# Soft Goat Cheese....HELP!!!



## Island Creek Farm (Jun 16, 2010)

I have no idea what's going on...Pav you there?

I've been making a super soft, spreadable cheese by request, and have made tons of it...all of a sudden it stopped working! Can anyone help?

Here's what I normally do...

1. take approx 3qts warm from goat milk (that's the size of my "cheese bowl")
2. Add the barest pinch of the farmhouse culture (MA4000)
3. Wait one hour or so and add 1/5-1/2 drop dissolved liquid rennet and leave overnight
4 cut and drain
5. run through food processor with herbs and put in containers

Normally it turns out like soft cream cheese, VERY smooth, unlike what I get with FD (which almost always is grainy)

The other night, my cheese bowl (5 lb antique glass...holds heat well) was in the dishwasher.
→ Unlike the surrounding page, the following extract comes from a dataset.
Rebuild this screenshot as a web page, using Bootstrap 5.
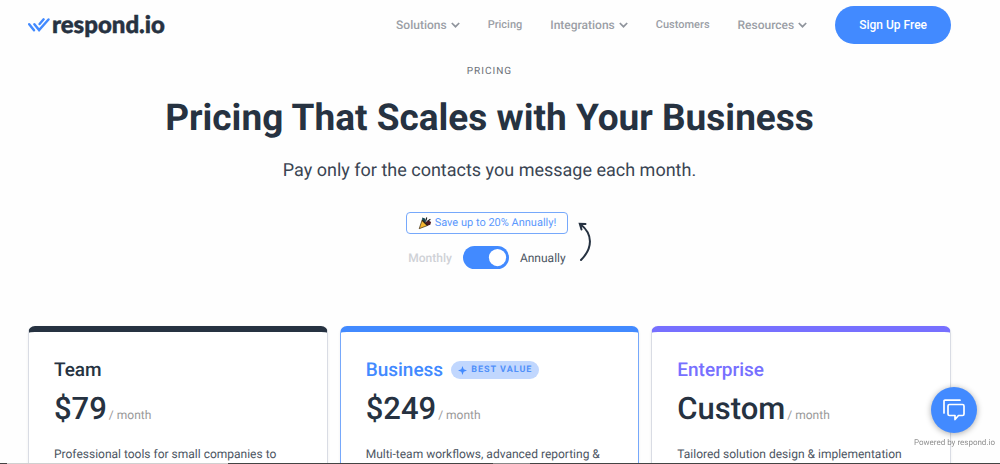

I figured since my milk was still warm from milking it would be fine. Put in the cultures and milk and forgot it...oops. The next morning, it was thick like melted ice cream and had the lovliest aroma, so I added the rennet and waited until afternoon. The top had clean break, so I cut it and put it in the cloth...it ran straight through it...ALL of it.

Since the aroma was so pleasing, I repeated the process again, thinking maybe I just needed more rennet ...it didn't work either, so instead of dumping the whole thing (it smelled SO nice), I added a full drop of dissolved rennet (which normally leads to rubber)...nothing, at all. Anyone have a clue what went wrong? 

Can rennet go bad? I shake the bottle, not sure if it settles....?????

:help


----------



## Island Creek Farm (Jun 16, 2010)

I should add that my Great Pyrenees are thrilled to death that this cheese keeps failing...think they're the culprits? 

:rofl


----------



## linuxboy (Oct 26, 2009)

Rennet can go bad, but typically not an issue. If you had a clean break at the top, do you mean that the first 1-2" set, but the rest didn't? 

Did you stir the milk after adding cultures and rennet to incorporate everything?

Typically, if a part of the milk sets but not the rest, there's a temp gradient. Like the bottom is sitting on a counter and the counter is drawing heat away, but the top is warm enough to set.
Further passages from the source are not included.